最近、地元の東京都大田区ではアート関連のプロジェクトが多いように思う。
そして、何度か参加したせいもあって、新しいプロジェクトのお知らせのメールが来るようになった。
https://www.ota-bunka.or.jp/recruit/recruit01/aroundinotaartspot
今回は、「大田区アートスポット巡り」だった。
これまでも絵画や譜面などを信じられないレベルの精密さで刺繍をして作品を見せてくれていたのだけど、もっとシンプルなのに、現実と強く関わろうとする作品を制作していたような気がして、キャリアを積んでも、さらに変わろうとしていた青山悟氏がガイドをしてくれるというので、すごくぜいたくな企画だと思った。
ART FACTORY 城南島
おそらくは大田区のような海に面しているところにある独特の、おそらくは埋立地のような環境。空には、飛び立ったばかりの飛行機が大きく見え、本当に無理に飛んでいるように見える。音も大きい。
午前11時、ほぼ予定通りに集合ができた。
そこから、20名ほどの参加者と一緒に、大田区振興会の担当者やスタッフの方々と、今日のガイドをしてくれる青山氏が中心になって、あいさつなどをし、今日の参加費を払い、そして、ART FACTORY城南島の中に入る。

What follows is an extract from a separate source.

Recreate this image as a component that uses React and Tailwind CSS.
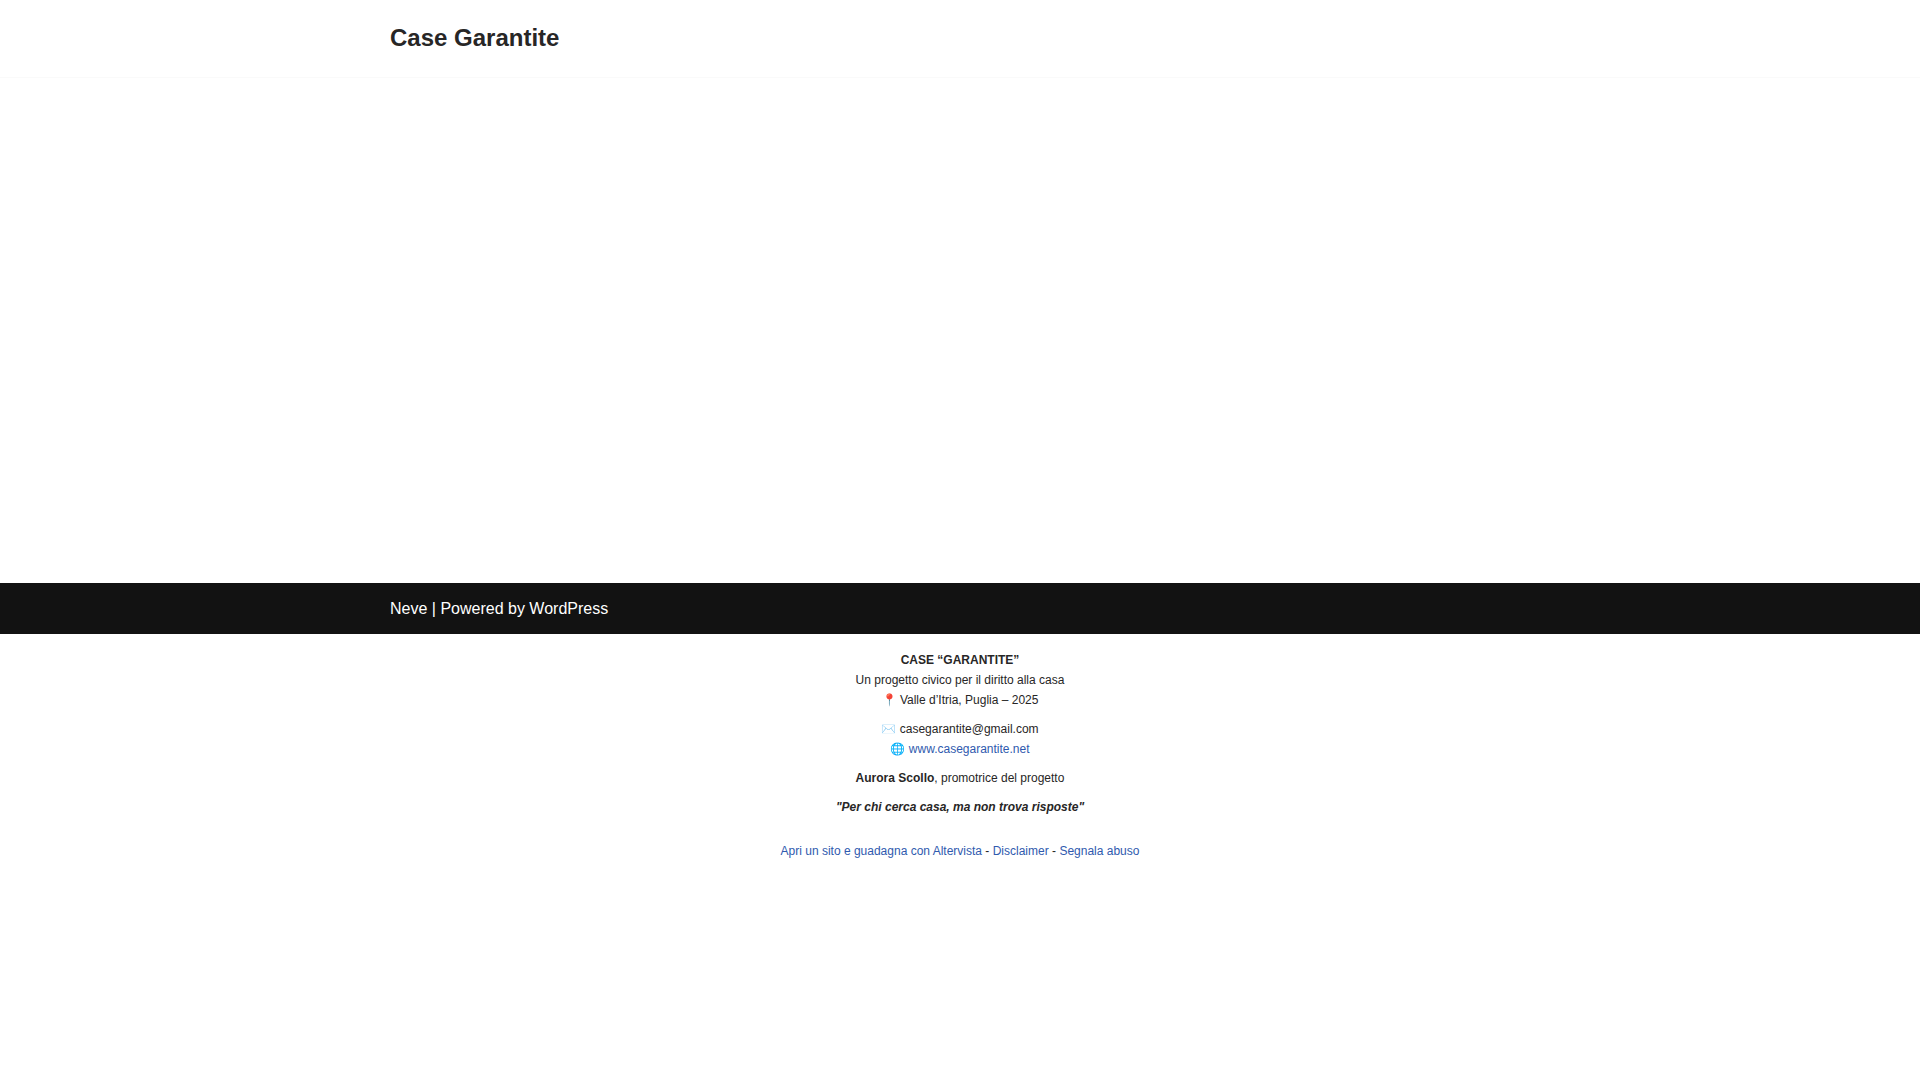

その中で、大きな体積や面積を占めているのが、三島喜美代の作品だった。
まるで土をそのまま掘ってきて、そこにある新聞紙なども含めて焼き物の作品などで、ゴミが形作られ、そのまま大きな四角い固まりが並んでいる。
新聞紙を模った立体作品が天井まで積み上がっているように配置され、迷路のようになっている。
広い場所に100年分の新聞をプリントした廃墟のレンガのようなに並んでいる。
スケールもすごいけれど、重みだけではなく、どこか軽みもあって、ガイドをしてくれていた青山悟氏は、ポップアートの影響もあるのでは、という言い方をしていて、確かに、三島は、90歳にもなっていて、それでも作品を変わらず作り続けているらしい。
それだけの長いキャリアがあったのだけど、個人的には三島の作品は、今は無くなってしまった原美術館の庭に、新聞紙が焼き物として立体しか知らなかった。そして、その時も、そこから他のバリエーションがあることを、恥ずかしながら想像できにくかった。
だが、この城南島で、そこにいるスタッフの方々の話によると、三島喜美代の評価が高くなったのは、ここ最近のことらしい。それも、こうして城南島で、常設展で作品が公開され続けていることが影響しているという。
確かに恥ずかしながら、私自身もテレビなどでこの城南島の映像を見たときと、実際に、ここにきて、作品を見て、そのすごさを初めて知ったような気がした。
アーティストの評価は上がったり下がったり、さらには死後に高く評価されたりするのだから、80歳を超えてから評価されたとしても、それによって意欲も上がって、それで今でも作品を制作し続けている可能性もある。
そんなことを考えられたのは、そして、広い視点を持てたのは、青山氏のガイドを聞いていたので、こうした企画でツアーとして来てよかったと思った。